(Ami Vitale/Getty Images)

Bondo is a scattered cluster of villages in a remote region of Malawi near the border with Mozambique. It sits in the foothills of Mount Mulanje, where residents rely on their feet for transport and a few crops to feed their families. Yet unlike in most places in this impoverished country, when night descends they can now switch on lights, stoves and televisions in their homes.
For electricity has arrived in Bondo. Three turbines were installed in a micro-hydro scheme exploiting the fertile region’s rainfall. And the impact has been life-changing for the 1,800 homes so far connected to a mini-grid. Children can study after dark, so now have a better chance of passing the exams for secondary school rather than having to leave aged 11. Drugs and food can be stored in fridges, so villagers do not have to make the 12-mile trek to the hospital and can produce batches of food or drinks to sell at market. Cooking the evening meal is three times quicker — and far less destructive to the environment — without the need to collect firewood.
One group of women giggled when I asked if they had televisions and watched football in their homes. “Before, our husbands would say they were going off to watch football when they were really walking out with other women. Now they can no long claim they are going off for football,” Bertha told me. The senior chief told me they had never dreamed of having energy supplied to the villages, with a dozen maize mills, many small enterprises, schools, shops and churches also connected to the grid. “When you move around Bondo you see happy people — and that’s because of electricity.”

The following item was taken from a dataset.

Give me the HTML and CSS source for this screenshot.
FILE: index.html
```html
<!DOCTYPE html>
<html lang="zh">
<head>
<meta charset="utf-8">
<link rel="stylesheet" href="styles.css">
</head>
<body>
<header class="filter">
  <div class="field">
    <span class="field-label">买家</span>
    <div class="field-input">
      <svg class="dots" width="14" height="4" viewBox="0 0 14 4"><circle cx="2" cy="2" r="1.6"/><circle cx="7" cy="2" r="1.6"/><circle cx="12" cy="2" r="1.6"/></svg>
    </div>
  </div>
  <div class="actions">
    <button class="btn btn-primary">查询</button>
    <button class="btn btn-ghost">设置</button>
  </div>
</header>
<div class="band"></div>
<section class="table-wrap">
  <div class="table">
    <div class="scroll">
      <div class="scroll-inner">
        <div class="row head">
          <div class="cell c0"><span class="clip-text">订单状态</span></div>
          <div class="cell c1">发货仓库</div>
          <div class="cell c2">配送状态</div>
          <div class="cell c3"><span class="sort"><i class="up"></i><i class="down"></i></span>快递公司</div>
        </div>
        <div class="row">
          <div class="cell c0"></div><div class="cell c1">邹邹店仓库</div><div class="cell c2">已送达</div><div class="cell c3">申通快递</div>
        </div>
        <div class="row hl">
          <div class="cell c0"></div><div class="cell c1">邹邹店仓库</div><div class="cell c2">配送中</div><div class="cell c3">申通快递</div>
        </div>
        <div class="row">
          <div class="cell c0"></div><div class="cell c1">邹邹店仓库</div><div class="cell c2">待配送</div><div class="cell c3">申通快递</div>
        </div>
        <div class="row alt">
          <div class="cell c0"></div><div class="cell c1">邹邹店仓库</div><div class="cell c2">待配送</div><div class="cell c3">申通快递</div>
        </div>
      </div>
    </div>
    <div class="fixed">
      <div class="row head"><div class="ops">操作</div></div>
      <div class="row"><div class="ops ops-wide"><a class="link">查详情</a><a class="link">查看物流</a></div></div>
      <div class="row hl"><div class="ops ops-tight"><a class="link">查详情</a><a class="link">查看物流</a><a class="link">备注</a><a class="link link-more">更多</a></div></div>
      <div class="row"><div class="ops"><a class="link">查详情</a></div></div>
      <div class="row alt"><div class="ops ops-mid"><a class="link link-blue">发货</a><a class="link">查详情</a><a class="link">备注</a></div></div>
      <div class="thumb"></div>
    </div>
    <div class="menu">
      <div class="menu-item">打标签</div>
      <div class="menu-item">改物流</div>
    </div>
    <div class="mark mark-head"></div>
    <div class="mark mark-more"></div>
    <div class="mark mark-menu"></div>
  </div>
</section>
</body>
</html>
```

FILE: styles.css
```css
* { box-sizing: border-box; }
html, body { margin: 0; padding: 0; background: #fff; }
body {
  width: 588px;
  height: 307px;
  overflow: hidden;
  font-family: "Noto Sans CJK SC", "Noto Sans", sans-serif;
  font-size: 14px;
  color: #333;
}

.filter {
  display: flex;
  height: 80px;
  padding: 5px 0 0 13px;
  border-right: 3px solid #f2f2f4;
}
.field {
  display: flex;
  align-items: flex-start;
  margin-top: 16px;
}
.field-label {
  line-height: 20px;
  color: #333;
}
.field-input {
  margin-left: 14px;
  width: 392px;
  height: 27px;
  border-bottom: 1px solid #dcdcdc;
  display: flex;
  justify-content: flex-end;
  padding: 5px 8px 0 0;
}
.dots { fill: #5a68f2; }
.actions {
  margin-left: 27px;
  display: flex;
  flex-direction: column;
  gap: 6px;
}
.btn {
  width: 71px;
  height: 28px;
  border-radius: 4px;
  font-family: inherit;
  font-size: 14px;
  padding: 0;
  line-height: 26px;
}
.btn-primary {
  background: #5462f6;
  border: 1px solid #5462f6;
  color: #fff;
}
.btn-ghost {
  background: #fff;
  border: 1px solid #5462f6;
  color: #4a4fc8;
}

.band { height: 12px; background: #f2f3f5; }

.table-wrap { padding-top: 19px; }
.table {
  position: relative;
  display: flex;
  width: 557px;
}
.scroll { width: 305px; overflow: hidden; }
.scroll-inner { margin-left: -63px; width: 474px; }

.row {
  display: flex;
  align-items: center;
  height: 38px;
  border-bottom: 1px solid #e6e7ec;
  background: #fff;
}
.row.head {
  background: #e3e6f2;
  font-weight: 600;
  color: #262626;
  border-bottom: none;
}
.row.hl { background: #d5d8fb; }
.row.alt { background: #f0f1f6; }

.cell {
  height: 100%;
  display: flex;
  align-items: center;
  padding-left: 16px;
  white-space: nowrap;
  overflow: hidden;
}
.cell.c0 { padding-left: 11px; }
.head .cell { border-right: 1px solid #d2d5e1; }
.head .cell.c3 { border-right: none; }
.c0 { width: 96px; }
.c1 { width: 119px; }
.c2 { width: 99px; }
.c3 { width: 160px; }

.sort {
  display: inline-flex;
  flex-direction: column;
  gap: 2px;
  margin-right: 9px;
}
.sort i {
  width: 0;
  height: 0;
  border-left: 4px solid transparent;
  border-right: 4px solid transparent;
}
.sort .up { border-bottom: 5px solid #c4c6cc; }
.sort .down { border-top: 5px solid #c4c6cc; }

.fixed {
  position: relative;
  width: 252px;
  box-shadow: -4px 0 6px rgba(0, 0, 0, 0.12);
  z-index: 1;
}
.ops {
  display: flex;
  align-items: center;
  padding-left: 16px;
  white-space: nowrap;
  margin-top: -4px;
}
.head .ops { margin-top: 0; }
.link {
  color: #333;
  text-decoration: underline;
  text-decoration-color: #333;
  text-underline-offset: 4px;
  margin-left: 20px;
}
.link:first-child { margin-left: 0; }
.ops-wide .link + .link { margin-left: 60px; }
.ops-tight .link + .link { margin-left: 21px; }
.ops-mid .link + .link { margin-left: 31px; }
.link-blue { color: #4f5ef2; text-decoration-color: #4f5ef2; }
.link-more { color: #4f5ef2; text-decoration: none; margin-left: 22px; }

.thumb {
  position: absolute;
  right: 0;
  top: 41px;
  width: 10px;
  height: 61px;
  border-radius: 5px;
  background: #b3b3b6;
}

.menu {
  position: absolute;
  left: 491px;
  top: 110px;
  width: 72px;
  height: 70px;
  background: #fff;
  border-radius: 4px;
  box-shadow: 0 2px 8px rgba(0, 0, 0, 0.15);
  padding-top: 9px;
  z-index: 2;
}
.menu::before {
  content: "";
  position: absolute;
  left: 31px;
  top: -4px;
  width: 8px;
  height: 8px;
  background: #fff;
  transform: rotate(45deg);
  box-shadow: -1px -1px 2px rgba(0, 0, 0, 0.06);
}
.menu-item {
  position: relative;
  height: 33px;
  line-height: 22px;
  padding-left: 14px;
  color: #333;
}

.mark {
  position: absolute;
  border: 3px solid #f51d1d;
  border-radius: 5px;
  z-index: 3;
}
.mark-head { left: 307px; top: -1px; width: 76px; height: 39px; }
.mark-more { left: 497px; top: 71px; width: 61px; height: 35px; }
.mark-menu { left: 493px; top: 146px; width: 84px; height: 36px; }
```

Yet the big surprise in Bondo is not simply the supply of energy to such an isolated community, in a country where only one in eight citizens has access to grid electricity and on a continent where almost half the 1.2 billion population still lack this life-changing supply. The real eye-opener is the stack of 32 computers inside the concrete pump shed. This innovative mini-grid — located more than two hours from Malawi’s second city of Blantyre along bumpy roads and tracks that can become impassable in a torrential downpour — is mining Bitcoin to fund its operation.
It is a smart idea. The computers used to create valuable new Bitcoin tokens and validate transactions consume around the same amount of energy as a medium-sized country such as Sweden would generate. Hence the stinging critique of how this cryptocurrency wastes the planet’s precious resources. This initiative flips that narrative by using Bitcoin mining to fund energy in parts of Africa that are too poor or remote to merit connection to grids, but which do have plentiful supplies of potential power sources. Mining soaks up the excess energy of these renewable plants. And this delivers not just electricity but a powerful jolt to to drive development in the local economy.
The concept comes from a Kenyan firm, Gridless, set up in 2022, whose backers include Twitter founder Jack Dorsey. There are four other sites in Kenya and Zambia and plans for scores more across the continent. Its aim is to demonstrate how Africa could play a central role in countering the conventional belief that Bitcoin, now 15 years old, is used simply for risky speculation and dodgy transactions. Instead, it backs those who claim it will lead to more inclusive financial systems as it usurps the control of dysfunctional governments and manipulative central banks.